八戸城下の北東、西の馬淵まべち川・新井田にいだ河口から東のかぶ島にかけての海岸に位置する。西の河口に湊、中央の海岸に白金浜しろがねはまの湊、東にさめ湊があり、この三湊が複合的に共存し、補完しあって、八戸湊・八戸浦を形成する。鮫湊にはおもに廻船、湊には廻船への荷役の艀や漁船が入り、白金浜の湊は両湊の補助港となっていた。正保四年(一六四七)の南部領内総絵図では河口に鮫湊と記す。明和七年(一七七〇)の「日本汐路之記」には「南部八戸 川湊 泊へ拾八里、此湊悪し、入口に地より壱丁沖に平瀬ありて此間空船は通るなり、入口のかぶしまにて取梶して懸る、西北の風悪し、此奥へ入は八戸湊川也、川浅し、大船入かたきときは白銀浜へかかり荷物積也、此処より大豆魚粕沢山ニ出る也」とある。

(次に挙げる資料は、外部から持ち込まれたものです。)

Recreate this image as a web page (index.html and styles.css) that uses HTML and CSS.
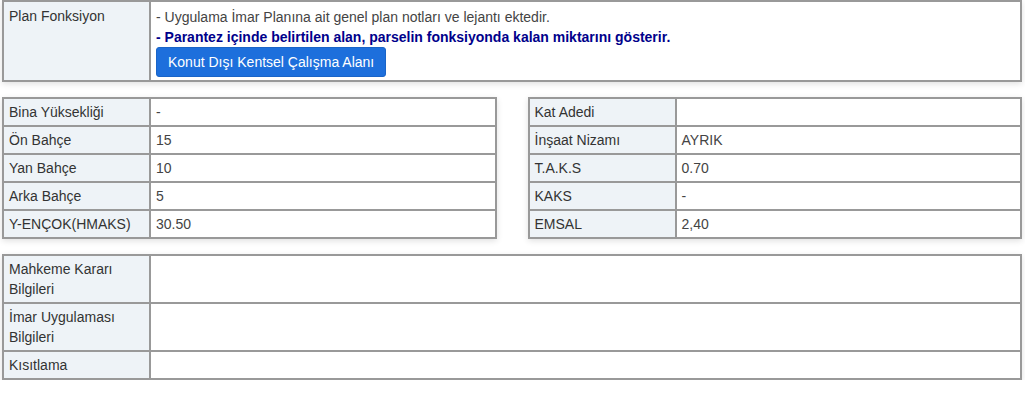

慶長二〇年(一六一五)五月二七日付の八戸勘解由宛南部利直書状(篤焉家訓)に「八戸うら慶長十九年分かこ役金分六拾匁」とあり、すでに盛岡藩時代から港としての機能がみられる。雑書の寛永二一年(一六四四)四月八日条に「八戸ヨリ御船米寛永十九年ニ五千石閉伊へ被遣候」、同月一四日条に「江戸へ御遣飯米閉伊ヨリ船ニ為上申駄数之事、八戸ヨリ閉伊ヘ廻シ申御蔵米百七拾弐石弐斗船頭長右衛門ヨリ預之御舟ニ積(中略)同八戸御蔵米百三拾三石弐斗五升船頭孫右衛門預之御舟ニ積候」とあり、蔵米の積出しが行われている。同書の正保元年一一月一〇日条には「初鱈一従八戸湊豊河ト申者当月十二日寅刻取上候由」、承応元年(一六五二)二月八日条には「八戸浦ニて江戸へ為御上被成候御船米弐百五十石積御米大豆積候処、火事出来、船共ニ焼亡」とある。

寛文四年(一六六四)八戸藩が創設されると、当湊は同藩随一の輸出港として重視されるようになった。